Pray for us O Holy mother of God.
f it were not the fourth Sunday in Lent to-day, we would actually be keeping Lady Day, Mary's Day, that is the Feast of Annunciation of our Lord to the Blessed Virgin, instead it will be observed to-morrow (Monday). So I would like to share a few thoughts with you about this lovely feast, especially as it ties in so well with the theme of to-day's old testament and Gospel readings. The reading from Samuel tells us of the youngest son of Jesse, David being anointed as God's chosen one for Israel. David, the anointed one is the forefather of Joseph. The emphasis in the Gospel reading has been the purpose of the Incarnation and why the Son was sent: "to bring healing in his wings". But the actuality of that depended on a peasant girl, betrothed to Joseph, a carpenter, living in a village called Nazareth, on whether she would heed Gabriel's words. The Archangel Gabriel is also sent by God to bid the Father's pleasure to announce to the maid, that she who is truly blessed will bear a son who, in turn, will inherit the throne of his father David. Mary is obedient to the angel's message just as the blind man was to Christ. Mary's 'yes' is the premise for fulfilling the plan which had been prepared for the salvation of mankind. Thus Mary is Theotokos as she gave human nature to the Word of God.

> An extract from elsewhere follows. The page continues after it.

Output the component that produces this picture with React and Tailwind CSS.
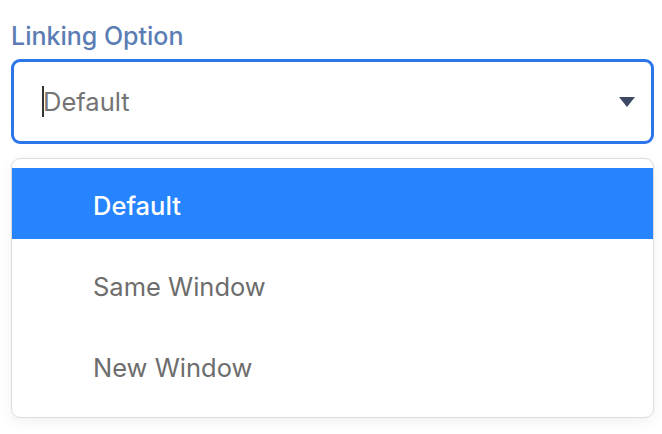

We hail you, Mary, the God bearer, sacred treasure of all the universe, the star which never sets, the crown of virginity, the sceptre of true law, a temple which cannot be destroyed, the dwelling place of one who cannot be contained.
O Mother and Virgin, we hail you for the sake of the one whom the holy Gospels call 'blessed', the one who 'comes in the name of the Lord'.
Perhaps no other event has been more lovingly portrayed in literature and art as the Annunciation. One has only to recall those delicate porcelain paintings of Filippo Lippi, Fra. Angelico, and Leonardi da Vinci portraying the maiden and messenger. Bringing us bliss now, the birds are all singing; Branches sprout leaves and the grasses are springing. Of one that is matchless my utterance sings, Chosen as mother by the King of Kings. Taintless she is and unspotted by sin, Descended from Jesse, of kingly kin. The Lord of mankind from her womb was born To save us from sin, who would else be forlorn. 'Hail Mary, full of grace! And may Our Lord
Be with you!' was the angel Gabriel's word.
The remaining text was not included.